[Begin]
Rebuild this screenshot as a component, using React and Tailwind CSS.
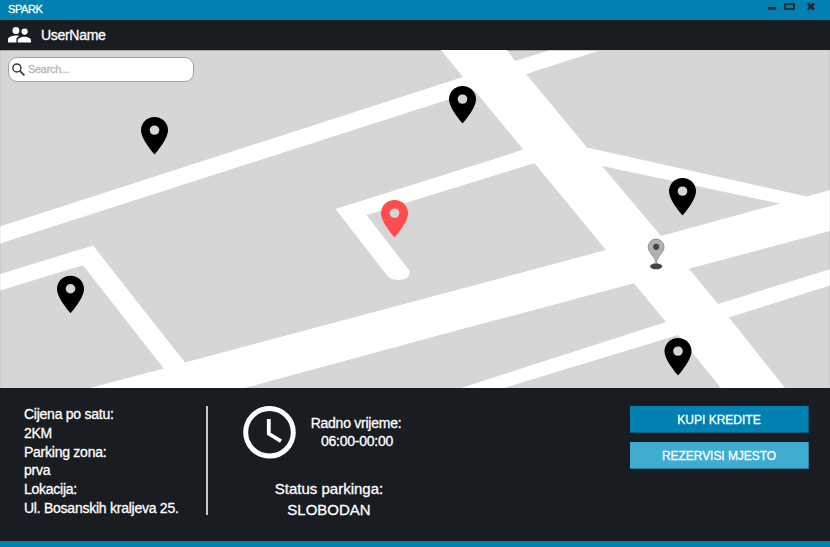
const pins = [
  { x: 154.5, y: 117, color: '#000000' },
  { x: 462.5, y: 86, color: '#000000' },
  { x: 394.5, y: 200, color: '#ff4d4d' },
  { x: 682.5, y: 178, color: '#000000' },
  { x: 70.5, y: 275.7, color: '#000000' },
  { x: 678, y: 338, color: '#000000' },
];

function Pin({ x, y, color }) {
  return (
    <g transform={`translate(${x} ${y}) scale(1.93 1.87) translate(-12 -2)`}>
      <path
        d="M12 2C8.13 2 5 5.13 5 9c0 5.25 7 13 7 13s7-7.75 7-13c0-3.87-3.13-7-7-7z"
        fill={color}
      />
      <circle cx="12" cy="9" r="2.5" fill="#d6d6d6" />
    </g>
  );
}

function CityMap() {
  return (
    <svg className="block h-full w-full" viewBox="0 50 830 338">
      <rect x="0" y="50" width="830" height="338" fill="#ffffff" />
      <g fill="#d6d6d6">
        <polygon points="0,50 441,50 463,77 0,226.5" />
        <polygon points="0,243.5 475,91 606,250 185,362.5 93,245.5 0,274" />
        <polygon points="0,290.5 83,265.3 163.7,368.5 90,388 0,388" />
        <polygon points="245,388 440,335 634,283.3 666,322 461,388" />
        <polygon points="504,388 678,335 721,388" />
        <polygon points="507.5,50 515,61 550,50" />
        <polygon points="526,74 601,50 830,50 830,190 807,196.5 587,147.5" />
        <polygon points="602,166 780,203.5 661,236" />
        <polygon points="689,268.7 830,231 830,269.3 718,304" />
        <polygon points="729,317.5 830,285.5 830,388 785,388" />
      </g>
      <path
        d="M522.5 150L335.5 209L387 275.5Q391 280 399 280Q412 278.5 409 270L366.5 215L533.5 163.5L545 162L526 148Z"
        fill="#ffffff"
      />
      <path d="M0 50.5H441M507 50.5H548" stroke="#a6a6a6" />
      <path d="M548 50.5H830" stroke="#d0d0d0" />
      <path d="M829.5 50V388M0.5 50V388" stroke="#000000" strokeOpacity="0.05" />
      {pins.map((p) => (
        <Pin key={`${p.x}-${p.y}`} {...p} />
      ))}
      <ellipse cx="656.1" cy="266.3" rx="6" ry="3" fill="#454545" />
      <path
        d="M656.1 263.5C655.5 256 648.2 253.5 648.2 247a7.9 7.9 0 0 1 15.8 0C664 253.5 656.7 256 656.1 263.5Z"
        fill="#b0b0b0"
        stroke="#8c8c8c"
        strokeWidth="0.9"
      />
      <circle cx="656.1" cy="246.8" r="3.1" fill="#454545" />
    </svg>
  );
}

export default function App() {
  return (
    <div className="flex h-[547px] w-[830px] flex-col overflow-hidden bg-[#191c21] font-['Liberation_Sans',Arial,sans-serif] text-white [-webkit-text-stroke:0.3px]">
      <header className="flex h-5 shrink-0 items-start justify-between bg-[#0081b1] pl-2 pr-[14px]">
        <span className="text-[11px] leading-[18px] tracking-[-0.4px]">SPARK</span>
        <svg className="h-5 w-[50px]" viewBox="766 0 50 20">
          <rect x="768" y="7" width="8.3" height="2.6" fill="#23272b" />
          <rect x="785" y="4" width="9" height="5" fill="none" stroke="#23272b" strokeWidth="1.7" />
          <path d="M808 3.5l6 6M814 3.5l-6 6" stroke="#23272b" strokeWidth="2.6" />
        </svg>
      </header>

      <div className="flex h-[30px] shrink-0 items-center gap-[10px] pl-2">
        <svg className="h-[30px] w-[23px]" viewBox="8 20 23 30" fill="#ffffff">
          <circle cx="15.9" cy="30.4" r="3.5" />
          <circle cx="24.6" cy="31.6" r="3.1" />
          <path d="M8 42.5v-3c0-2.8 4.8-3.9 8.4-3.9 1 0 1.9.1 2.8.3-1.5.9-2.8 2.1-2.8 3.9v2.7z" />
          <path d="M17.8 42.5v-2.2c0-2.4 4-3.6 6.6-3.6s6.6 1.2 6.6 3.6v2.2z" />
        </svg>
        <span className="text-[14px] tracking-[-0.3px]">UserName</span>
      </div>

      <main className="relative h-[338px] shrink-0">
        <CityMap />
        <label className="absolute left-2 top-[7px] flex h-[25px] w-[186px] items-center gap-[3px] rounded-[9px] border border-[#a3a3a3] bg-white pl-[3px]">
          <svg className="size-[13px]" viewBox="0 0 13 13" fill="none" stroke="#3d3d3d">
            <circle cx="4.9" cy="4.9" r="4" strokeWidth="1.5" />
            <path d="M7.8 7.8l4.6 4.6" strokeWidth="1.8" />
          </svg>
          <span className="pb-px text-[11px] leading-[22px] tracking-[-0.3px] text-[#b5b5b5]">Search...</span>
        </label>
      </main>

      <section className="flex flex-1 pl-6 pr-[21px] pt-[18px]">
        <div className="h-[109px] w-[184px] shrink-0 border-r-2 border-[#c8c8c8]">
          <dl className="-mt-px whitespace-nowrap text-[14px] leading-[18.8px] tracking-[-0.25px]">
            <dt>Cijena po satu:</dt>
            <dd>2KM</dd>
            <dt>Parking zona:</dt>
            <dd>prva</dd>
            <dt>Lokacija:</dt>
            <dd>Ul. Bosanskih kraljeva 25.</dd>
          </dl>
        </div>

        <div className="ml-[35px] flex w-[172px] flex-col">
          <div className="flex">
            <svg className="h-[53px] w-[53px] shrink-0" viewBox="0 0 53 53" fill="none" stroke="#ffffff">
              <circle cx="26.5" cy="26.3" r="23.8" strokeWidth="5" />
              <path d="M25.8 13V27.8L38 35.2" strokeWidth="3.8" />
            </svg>
            <p className="ml-2 mt-2 w-[104px] shrink-0 whitespace-nowrap text-center text-[14px] leading-[18px] tracking-[-0.25px]">
              Radno vrijeme:
              <br />
              <span className="pl-[2px]">06:00-00:00</span>
            </p>
          </div>
          <p className="mt-[19px] whitespace-nowrap text-center text-[15px] leading-[21px]">
            Status parkinga:
            <br />
            SLOBODAN
          </p>
        </div>

        <div className="ml-auto flex w-[179px] flex-col gap-[9px]">
          <button className="h-[27px] border-b border-r border-[#075c7b] bg-[#0081b1] pt-px text-[12px]">
            KUPI KREDITE
          </button>
          <button className="h-[27px] border-b border-r border-[#2e7e9b] bg-[#3facd1] pt-px text-[12px] tracking-[-0.05px]">
            REZERVISI MJESTO
          </button>
        </div>
      </section>

      <footer className="h-[6px] shrink-0 bg-[#0081b1]" />
    </div>
  );
}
[End]
TO DO
Omit the pictures, and quote the material above exactly as given.

SOLUTION TO THIS TASK
Rebuild this screenshot as a component, using React and Tailwind CSS.
const pins = [
  { x: 154.5, y: 117, color: '#000000' },
  { x: 462.5, y: 86, color: '#000000' },
  { x: 394.5, y: 200, color: '#ff4d4d' },
  { x: 682.5, y: 178, color: '#000000' },
  { x: 70.5, y: 275.7, color: '#000000' },
  { x: 678, y: 338, color: '#000000' },
];

function Pin({ x, y, color }) {
  return (
    <g transform={`translate(${x} ${y}) scale(1.93 1.87) translate(-12 -2)`}>
      <path
        d="M12 2C8.13 2 5 5.13 5 9c0 5.25 7 13 7 13s7-7.75 7-13c0-3.87-3.13-7-7-7z"
        fill={color}
      />
      <circle cx="12" cy="9" r="2.5" fill="#d6d6d6" />
    </g>
  );
}

function CityMap() {
  return (
    <svg className="block h-full w-full" viewBox="0 50 830 338">
      <rect x="0" y="50" width="830" height="338" fill="#ffffff" />
      <g fill="#d6d6d6">
        <polygon points="0,50 441,50 463,77 0,226.5" />
        <polygon points="0,243.5 475,91 606,250 185,362.5 93,245.5 0,274" />
        <polygon points="0,290.5 83,265.3 163.7,368.5 90,388 0,388" />
        <polygon points="245,388 440,335 634,283.3 666,322 461,388" />
        <polygon points="504,388 678,335 721,388" />
        <polygon points="507.5,50 515,61 550,50" />
        <polygon points="526,74 601,50 830,50 830,190 807,196.5 587,147.5" />
        <polygon points="602,166 780,203.5 661,236" />
        <polygon points="689,268.7 830,231 830,269.3 718,304" />
        <polygon points="729,317.5 830,285.5 830,388 785,388" />
      </g>
      <path
        d="M522.5 150L335.5 209L387 275.5Q391 280 399 280Q412 278.5 409 270L366.5 215L533.5 163.5L545 162L526 148Z"
        fill="#ffffff"
      />
      <path d="M0 50.5H441M507 50.5H548" stroke="#a6a6a6" />
      <path d="M548 50.5H830" stroke="#d0d0d0" />
      <path d="M829.5 50V388M0.5 50V388" stroke="#000000" strokeOpacity="0.05" />
      {pins.map((p) => (
        <Pin key={`${p.x}-${p.y}`} {...p} />
      ))}
      <ellipse cx="656.1" cy="266.3" rx="6" ry="3" fill="#454545" />
      <path
        d="M656.1 263.5C655.5 256 648.2 253.5 648.2 247a7.9 7.9 0 0 1 15.8 0C664 253.5 656.7 256 656.1 263.5Z"
        fill="#b0b0b0"
        stroke="#8c8c8c"
        strokeWidth="0.9"
      />
      <circle cx="656.1" cy="246.8" r="3.1" fill="#454545" />
    </svg>
  );
}

export default function App() {
  return (
    <div className="flex h-[547px] w-[830px] flex-col overflow-hidden bg-[#191c21] font-['Liberation_Sans',Arial,sans-serif] text-white [-webkit-text-stroke:0.3px]">
      <header className="flex h-5 shrink-0 items-start justify-between bg-[#0081b1] pl-2 pr-[14px]">
        <span className="text-[11px] leading-[18px] tracking-[-0.4px]">SPARK</span>
        <svg className="h-5 w-[50px]" viewBox="766 0 50 20">
          <rect x="768" y="7" width="8.3" height="2.6" fill="#23272b" />
          <rect x="785" y="4" width="9" height="5" fill="none" stroke="#23272b" strokeWidth="1.7" />
          <path d="M808 3.5l6 6M814 3.5l-6 6" stroke="#23272b" strokeWidth="2.6" />
        </svg>
      </header>

      <div className="flex h-[30px] shrink-0 items-center gap-[10px] pl-2">
        <svg className="h-[30px] w-[23px]" viewBox="8 20 23 30" fill="#ffffff">
          <circle cx="15.9" cy="30.4" r="3.5" />
          <circle cx="24.6" cy="31.6" r="3.1" />
          <path d="M8 42.5v-3c0-2.8 4.8-3.9 8.4-3.9 1 0 1.9.1 2.8.3-1.5.9-2.8 2.1-2.8 3.9v2.7z" />
          <path d="M17.8 42.5v-2.2c0-2.4 4-3.6 6.6-3.6s6.6 1.2 6.6 3.6v2.2z" />
        </svg>
        <span className="text-[14px] tracking-[-0.3px]">UserName</span>
      </div>

      <main className="relative h-[338px] shrink-0">
        <CityMap />
        <label className="absolute left-2 top-[7px] flex h-[25px] w-[186px] items-center gap-[3px] rounded-[9px] border border-[#a3a3a3] bg-white pl-[3px]">
          <svg className="size-[13px]" viewBox="0 0 13 13" fill="none" stroke="#3d3d3d">
            <circle cx="4.9" cy="4.9" r="4" strokeWidth="1.5" />
            <path d="M7.8 7.8l4.6 4.6" strokeWidth="1.8" />
          </svg>
          <span className="pb-px text-[11px] leading-[22px] tracking-[-0.3px] text-[#b5b5b5]">Search...</span>
        </label>
      </main>

      <section className="flex flex-1 pl-6 pr-[21px] pt-[18px]">
        <div className="h-[109px] w-[184px] shrink-0 border-r-2 border-[#c8c8c8]">
          <dl className="-mt-px whitespace-nowrap text-[14px] leading-[18.8px] tracking-[-0.25px]">
            <dt>Cijena po satu:</dt>
            <dd>2KM</dd>
            <dt>Parking zona:</dt>
            <dd>prva</dd>
            <dt>Lokacija:</dt>
            <dd>Ul. Bosanskih kraljeva 25.</dd>
          </dl>
        </div>

        <div className="ml-[35px] flex w-[172px] flex-col">
          <div className="flex">
            <svg className="h-[53px] w-[53px] shrink-0" viewBox="0 0 53 53" fill="none" stroke="#ffffff">
              <circle cx="26.5" cy="26.3" r="23.8" strokeWidth="5" />
              <path d="M25.8 13V27.8L38 35.2" strokeWidth="3.8" />
            </svg>
            <p className="ml-2 mt-2 w-[104px] shrink-0 whitespace-nowrap text-center text-[14px] leading-[18px] tracking-[-0.25px]">
              Radno vrijeme:
              <br />
              <span className="pl-[2px]">06:00-00:00</span>
            </p>
          </div>
          <p className="mt-[19px] whitespace-nowrap text-center text-[15px] leading-[21px]">
            Status parkinga:
            <br />
            SLOBODAN
          </p>
        </div>

        <div className="ml-auto flex w-[179px] flex-col gap-[9px]">
          <button className="h-[27px] border-b border-r border-[#075c7b] bg-[#0081b1] pt-px text-[12px]">
            KUPI KREDITE
          </button>
          <button className="h-[27px] border-b border-r border-[#2e7e9b] bg-[#3facd1] pt-px text-[12px] tracking-[-0.05px]">
            REZERVISI MJESTO
          </button>
        </div>
      </section>

      <footer className="h-[6px] shrink-0 bg-[#0081b1]" />
    </div>
  );
}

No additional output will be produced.